Mott: Hunter S. Thompson was one of the influences. It was honestly influenced a lot more by film than by novel writing. I wasn’t trying to make it a movie, but the people I worship in the literary scope would have never written this novel. So, in order to find this voice, I had to mix together parts of things I learned from them and their writing styles with the fun parts of my personality, my love of movies, the Coen brothers’ comedies, and Nic Cage. It was me taking foundational writing stuff I learned from watching Toni Morrison and John Gardner and William Golding—those are authors who would have never written anything close to this style of writing. I had to take the parts that were good there and mix it with my weird kid, comical, “don’t take things too seriously” goofy part of myself, add that all in, and that’s how this all happened. 

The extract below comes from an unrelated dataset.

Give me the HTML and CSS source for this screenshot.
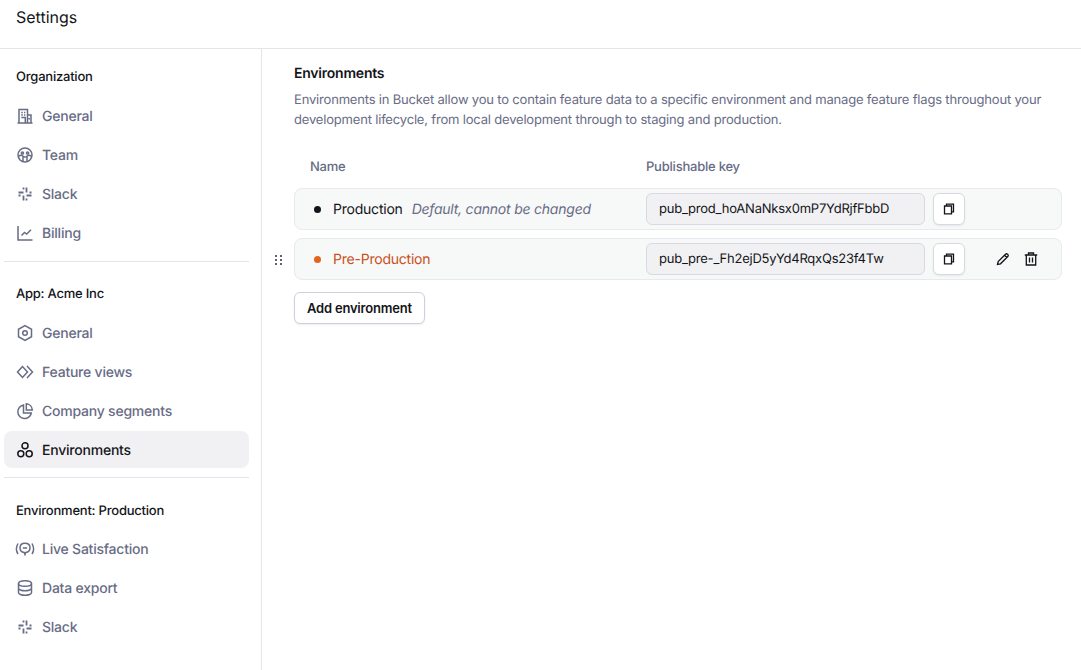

Colbert: You’ve talked a lot about the noir influences for the book, and I can definitely see the filmic vision here. I’m curious, though, because you mention Toni Morrison. Reading, I was thinking about the ghost story and Beloved. There are so many genres—the comic novel, surrealism, noir—blended and remixed in your novel. How do you see the genres interacting? How did you figure out how to bring these things together? 

Mott: It was very challenging, and that’s kind of why I figured the book wouldn’t work because I knew I was mixing things you’re not supposed  to really mix in that way. You have film noir, you have Nic Cage, weird irreverence, Fear and Loathing in Las Vegas surrealism. Particularly when it comes to Black authors, Black authors don’t get to be surrealist and comical. We’re not allowed to be. It’s not the kind of story we’re allowed to tell. And then I was also trying to have a discussion about race and serious heavy things. Trying to mix them all together was the thing I thought would kill the book. I thought I was writing the book for myself; this was too weird because of all those things. I wanted it to be this fun house that people entered and had no clue what the fuck was happening, where it was going, but just trust that they were being led in the right direction and that it was going to be okay. 

 Particularly when it comes to Black authors, Black authors don’t get to be surrealist and comical. We’re not allowed to be. It’s not the kind of story we’re allowed to tell.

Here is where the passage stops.